The quality rating system isn’t the only important thing the state needs to do. When it has funding, the state needs to make smart investments, Mitchell said.
She’s worried about “silo-ing.” She said rather than focusing on just prekindergarten education, there needed to be a collaborative approach. Not enough programs work with kindergartens and elementary schools, and vice versa, to reap the benefits.
“It has to happen in a broader sense of where are the children, where are our high needs children and making sure that funding, supports, everything is going there,” she said.
That’s because early childhood education is about more than learning the building blocks of reading, writing and math. Early learning programs focus on developing social emotional competency.
“From a child’s perspective, it means I can voice to have my needs met or I can meet my own needs or I can make friends,” Mitchell said. “When kids arrive at kindergarten and they have those skills in place, they’re ready for learning and the kindergarten teachers can begin that academic trajectory.”
Another key element in the early childhood landscape is bringing business on board. Swan spoke by phone from the National Conference of State Legislatures in Chicago.

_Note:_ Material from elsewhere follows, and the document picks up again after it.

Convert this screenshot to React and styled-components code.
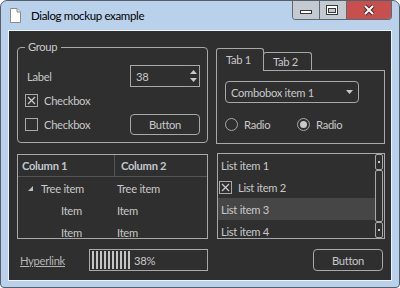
import React from 'react';
import styled, { createGlobalStyle } from 'styled-components';

const FG = '#c8c8c8';
const LINE = '#a8a8a8';
const DARK = '#2f2f2f';

const Global = createGlobalStyle`
  html, body { margin: 0; padding: 0; background: #ffffff; }
  body { font-family: Lato, "Liberation Sans", sans-serif; font-size: 11.2px; letter-spacing: -0.3px; }
  * { box-sizing: border-box; }
`;

const Window = styled.div`
  width: 400px;
  height: 288px;
  border: 1px solid #56606b;
  border-radius: 7px 7px 4px 4px;
  background: #b9d1ea;
  display: flex;
  flex-direction: column;
  overflow: hidden;
`;

const TitleBar = styled.div`
  height: 29px;
  flex: none;
  display: flex;
  align-items: center;
  padding-left: 9px;
`;

const Title = styled.span`
  margin-left: 10px;
  font-size: 11.5px;
  letter-spacing: -0.35px;
  color: #000;
`;

const Caption = styled.div`
  margin-left: auto;
  margin-right: 7px;
  margin-top: -1px;
  align-self: flex-start;
  display: flex;
  height: 20px;
  border: 1px solid #5f6873;
  border-top: none;
  border-radius: 0 0 4px 4px;
  overflow: hidden;
`;

const CapBtn = styled.div`
  width: ${p => p.$w}px;
  height: 100%;
  background: ${p => p.$bg};
  border-left: ${p => (p.$first ? 'none' : '1px solid #5f6873')};
  display: flex;
`;

const Client = styled.div`
  flex: 1;
  margin: 0 7px 6px 7px;
  border: 1px solid #eef3f9;
  background: ${DARK};
  color: ${FG};
  display: grid;
  grid-template-columns: 191px 169px;
  grid-template-rows: 96px 86px 22px;
  column-gap: 8px;
  row-gap: 10px;
  padding: 16px 0 0 8px;
  align-content: start;
`;

const GroupBox = styled.div`
  position: relative;
  border: 1px solid ${LINE};
  border-radius: 4px;
  padding: 17px 7px 0 7px;
  display: grid;
  grid-template-columns: 1fr 70px;
  grid-template-rows: 22px 22px 22px;
  row-gap: 2px;
  align-items: center;
`;

const Legend = styled.span`
  position: absolute;
  top: -8px;
  left: 7px;
  padding: 0 4px 0 3px;
  background: ${DARK};
  line-height: 14px;
`;

const FieldLabel = styled.span`
  margin-left: 2px;
`;

const SpinBox = styled.div`
  height: 22px;
  border: 1px solid ${LINE};
  display: flex;
  align-items: center;
  justify-content: space-between;
  padding: 0 2px 0 5px;
`;

const CheckRow = styled.label`
  display: flex;
  align-items: center;
  gap: 6px;
`;

const Box = styled.span`
  width: 13px;
  height: 13px;
  border: 1px solid ${LINE};
  display: flex;
  flex: none;
`;

const Button = styled.div`
  width: 70px;
  height: ${p => p.$h || 21}px;
  border: 1px solid ${LINE};
  border-radius: 4px;
  display: flex;
  align-items: center;
  justify-content: center;
  justify-self: ${p => p.$end ? 'end' : 'auto'};
  margin-right: ${p => p.$mr || 0}px;
`;

const TabWidget = styled.div`
  display: flex;
  flex-direction: column;
  margin-top: 1px;
  height: 96px;
`;

const TabBar = styled.div`
  height: 22px;
  display: flex;
  align-items: flex-end;
  position: relative;
  z-index: 1;
`;

const Tab = styled.div`
  width: ${p => p.$w}px;
  height: ${p => (p.$active ? 23 : 18)}px;
  margin-bottom: ${p => (p.$active ? -1 : 0)}px;
  margin-left: ${p => (p.$active ? 0 : -1)}px;
  border: 1px solid ${LINE};
  border-bottom: none;
  border-radius: 3px 3px 0 0;
  background: ${DARK};
  padding-left: 9px;
  display: flex;
  align-items: center;
  padding-bottom: ${p => (p.$active ? 2 : 0)}px;
`;

const TabPane = styled.div`
  flex: 1;
  border: 1px solid ${LINE};
  padding: 10px 0 0 8px;
`;

const Combo = styled.div`
  width: 134px;
  height: 22px;
  border: 1px solid ${LINE};
  border-radius: 4px;
  display: flex;
  align-items: center;
  justify-content: space-between;
  padding: 0 5px 0 5px;
`;

const RadioRow = styled.div`
  margin-top: 11px;
  height: 20px;
  display: grid;
  grid-template-columns: 72px 72px;
  align-items: center;
`;

const Radio = styled.span`
  width: 13px;
  height: 13px;
  border: 1px solid ${LINE};
  border-radius: 50%;
  display: flex;
  align-items: center;
  justify-content: center;
  &::after {
    content: '';
    width: 7px;
    height: 7px;
    border-radius: 50%;
    background: ${p => (p.$on ? '#c8c8c8' : 'transparent')};
  }
`;

const Tree = styled.div`
  margin-top: 1px;
  border: 1px solid ${LINE};
  display: grid;
  grid-template-columns: 97px 1fr;
  grid-auto-rows: 22px;
  align-content: start;
  overflow: hidden;
`;

const HeadCell = styled.div`
  border-bottom: 1px solid #555;
  border-right: ${p => (p.$div ? '1px solid #555' : 'none')};
  font-weight: bold;
  padding-left: ${p => p.$pl}px;
  display: flex;
  align-items: center;
  color: #c2c6cc;
`;

const Cell = styled.div`
  display: flex;
  align-items: center;
  padding-left: ${p => p.$pl}px;
  gap: 8px;
`;

const List = styled.div`
  margin-left: 1px;
  border: 1px solid ${LINE};
  display: flex;
  overflow: hidden;
`;

const ListItems = styled.div`
  flex: 1;
  display: flex;
  flex-direction: column;
  overflow: hidden;
`;

const ListItem = styled.div`
  height: 22px;
  flex: none;
  display: flex;
  align-items: center;
  gap: 6px;
  padding-left: ${p => p.$pl ?? 3}px;
  background: ${p => (p.$sel ? '#464646' : 'transparent')};
`;

const ScrollBar = styled.div`
  width: 8px;
  margin-right: 1px;
  display: flex;
  flex-direction: column;
`;

const ScrollPart = styled.div`
  height: ${p => p.$h}px;
  flex: ${p => (p.$h ? 'none' : 1)};
  border: 1px solid ${LINE};
  border-radius: 2px;
  display: flex;
  align-items: center;
  justify-content: center;
  &::after {
    content: '';
    width: 2px;
    height: 2px;
    background: ${p => (p.$dot ? '#c8c8c8' : 'transparent')};
  }
`;

const Footer = styled.div`
  grid-column: 1 / span 2;
  display: grid;
  grid-template-columns: 191px 169px;
  column-gap: 8px;
  align-items: center;
`;

const FooterLeft = styled.div`
  display: flex;
  align-items: center;
  justify-content: space-between;
`;

const Link = styled.span`
  margin-left: 3px;
  text-decoration: underline;
  color: #b4b4b4;
`;

const Progress = styled.div`
  width: 119px;
  height: 22px;
  border: 1px solid ${LINE};
  padding: 1px 2px;
  display: flex;
  align-items: stretch;
  gap: 2px;
`;

const Bar = styled.span`
  width: 2px;
  background: #c4c4c4;
`;

const Percent = styled.span`
  margin-left: 2px;
  align-self: center;
`;

const CheckX = () => (
  <svg width="11" height="11" viewBox="0 0 11 11">
    <path d="M2 2 L9 9 M9 2 L2 9" stroke="#c8c8c8" strokeWidth="1.3" />
  </svg>
);

const CheckBox = ({ on }) => <Box>{on && <CheckX />}</Box>;

export default function App() {
  return (
    <>
      <Global />
      <Window>
        <TitleBar>
          <svg width="11" height="15" viewBox="0 0 11 15">
            <path d="M0.5 0.5 H7 L10.5 4 V14.5 H0.5 Z" fill="#fff" stroke="#8c8c8c" />
            <path d="M7 0.5 V4 H10.5" fill="#e8e8e8" stroke="#8c8c8c" />
          </svg>
          <Title>Dialog mockup example</Title>
          <Caption>
            <CapBtn $w={26} $bg="#c4cad1" $first>
              <svg width="26" height="19" viewBox="0 0 26 19">
                <rect x="7.5" y="10.5" width="11" height="3" fill="#fff" stroke="#3a3a3a" />
              </svg>
            </CapBtn>
            <CapBtn $w={27} $bg="#c4cad1">
              <svg width="26" height="19" viewBox="0 0 26 19">
                <rect x="6.5" y="5.5" width="11" height="9" fill="#fff" stroke="#3a3a3a" />
                <rect x="8.5" y="8.5" width="7" height="4" fill="#c4cad1" stroke="#3a3a3a" />
              </svg>
            </CapBtn>
            <CapBtn $w={45} $bg="#c7504f">
              <svg width="44" height="19" viewBox="0 0 44 19">
                <path d="M18 6 L26 14 M26 6 L18 14" stroke="#4a2a2a" strokeWidth="4" />
                <path d="M18 6 L26 14 M26 6 L18 14" stroke="#fff" strokeWidth="2" />
              </svg>
            </CapBtn>
          </Caption>
        </TitleBar>
        <Client>
          <GroupBox>
            <Legend>Group</Legend>
            <FieldLabel>Label</FieldLabel>
            <SpinBox>
              <span>38</span>
              <svg width="7" height="14" viewBox="0 0 7 14">
                <path d="M3.5 1 L7 5 H0 Z" fill="#c8c8c8" />
                <path d="M0 9 H7 L3.5 13 Z" fill="#c8c8c8" />
              </svg>
            </SpinBox>
            <CheckRow>
              <CheckBox on />
              Checkbox
            </CheckRow>
            <span />
            <CheckRow>
              <CheckBox />
              Checkbox
            </CheckRow>
            <Button>Button</Button>
          </GroupBox>

          <TabWidget>
            <TabBar>
              <Tab $active $w={48}>Tab 1</Tab>
              <Tab $w={49}>Tab 2</Tab>
            </TabBar>
            <TabPane>
              <Combo>
                <span>Combobox item 1</span>
                <svg width="7" height="4" viewBox="0 0 7 4">
                  <path d="M0 0 H7 L3.5 4 Z" fill="#c8c8c8" />
                </svg>
              </Combo>
              <RadioRow>
                <CheckRow>
                  <Radio />
                  Radio
                </CheckRow>
                <CheckRow>
                  <Radio $on />
                  Radio
                </CheckRow>
              </RadioRow>
            </TabPane>
          </TabWidget>

          <Tree>
            <HeadCell $div $pl={4}>Column 1</HeadCell>
            <HeadCell $pl={6}>Column 2</HeadCell>
            <Cell $pl={10}>
              <svg width="5" height="5" viewBox="0 0 5 5">
                <path d="M5 0 V5 H0 Z" fill="#bdbdbd" />
              </svg>
              Tree item
            </Cell>
            <Cell $pl={2}>Tree item</Cell>
            <Cell $pl={43}>Item</Cell>
            <Cell $pl={2}>Item</Cell>
            <Cell $pl={43}>Item</Cell>
            <Cell $pl={2}>Item</Cell>
          </Tree>

          <List>
            <ListItems>
              <ListItem>List item 1</ListItem>
              <ListItem $pl={1}>
                <CheckBox on />
                List item 2
              </ListItem>
              <ListItem $sel>List item 3</ListItem>
              <ListItem>List item 4</ListItem>
            </ListItems>
            <ScrollBar>
              <ScrollPart $h={16} $dot />
              <ScrollPart />
              <ScrollPart $h={16} $dot />
            </ScrollBar>
          </List>

          <Footer>
            <FooterLeft>
              <Link>Hyperlink</Link>
              <Progress>
                {Array.from({ length: 10 }).map((_, i) => (
                  <Bar key={i} />
                ))}
                <Percent>38%</Percent>
              </Progress>
            </FooterLeft>
            <Button $h={22} $end $mr={2}>Button</Button>
          </Footer>
        </Client>
      </Window>
    </>
  );
}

She said she heard about early learning in multiple panels without ever attending an early childhood education panel.
Businesses are learning that to develop a strong future workforce, they need to start with early learning. That’s been a big development in more communities jumping aboard the early childhood education platform nationally.
“It’s sort of become one of the topics in education that’s gaining some more attention lately,” she said. “Early childhood seems to be the [program] that there’s a little bit of buzz about.”